Obwohl Will Wyatt seine Erkenntnisse schon 1978 veröffentlichte, werden sie von vielen Traven-ForscherInnen ignoriert. Das Rätsel ist nun einmal aufregender als seine Lösung. Stattdessen gibt es kühne Konstruktionen von einer Kooperation zweier Autoren, die sich hinter dem Pseudonym versteckt haben sollen. Beliebt war auch die These, dass B. Traven ein Sohn des letzten deutschen Kaisers gewesen sei, schliesslich habe er so feine Manieren gehabt, und überhaupt könne ein Arbeitersohn nicht solch welthaltige Bücher geschrieben haben.
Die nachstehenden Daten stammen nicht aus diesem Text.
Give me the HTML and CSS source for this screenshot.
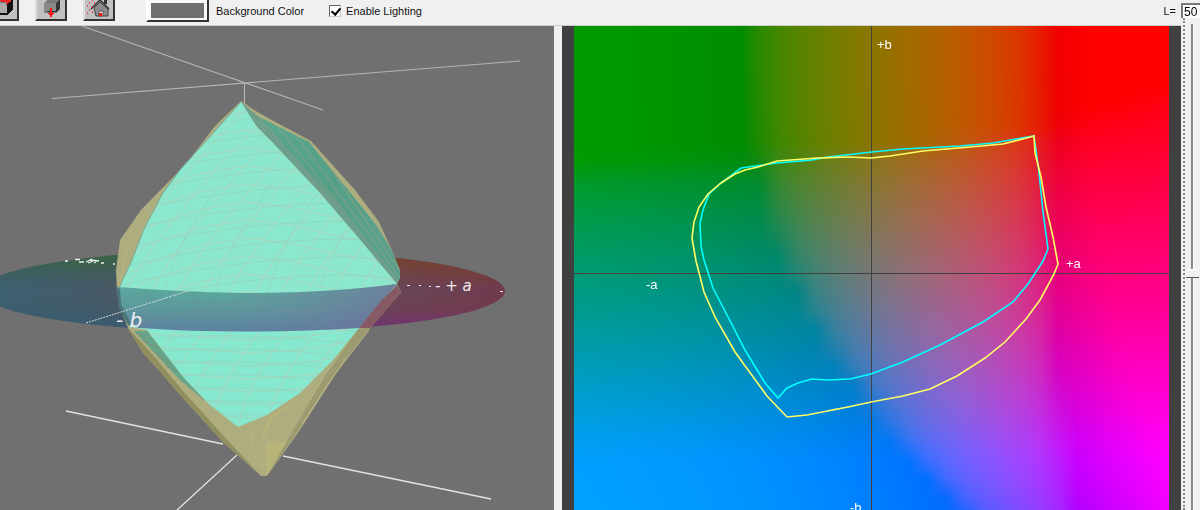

Schauspieler, Gewerkschafter

Genau dieses Vorurteil widerlegt jetzt der Literaturwissenschaftler Jan-Christoph Hauschild in seiner Studie «B. Traven – die unbekannten Jahre», in der er den Werdegang des Schriftstellers akribisch darlegt und beweist, dass das reale Leben kaum weniger spannend war als das Geheimnis, das B. Traven sorgfältig gepflegt hat.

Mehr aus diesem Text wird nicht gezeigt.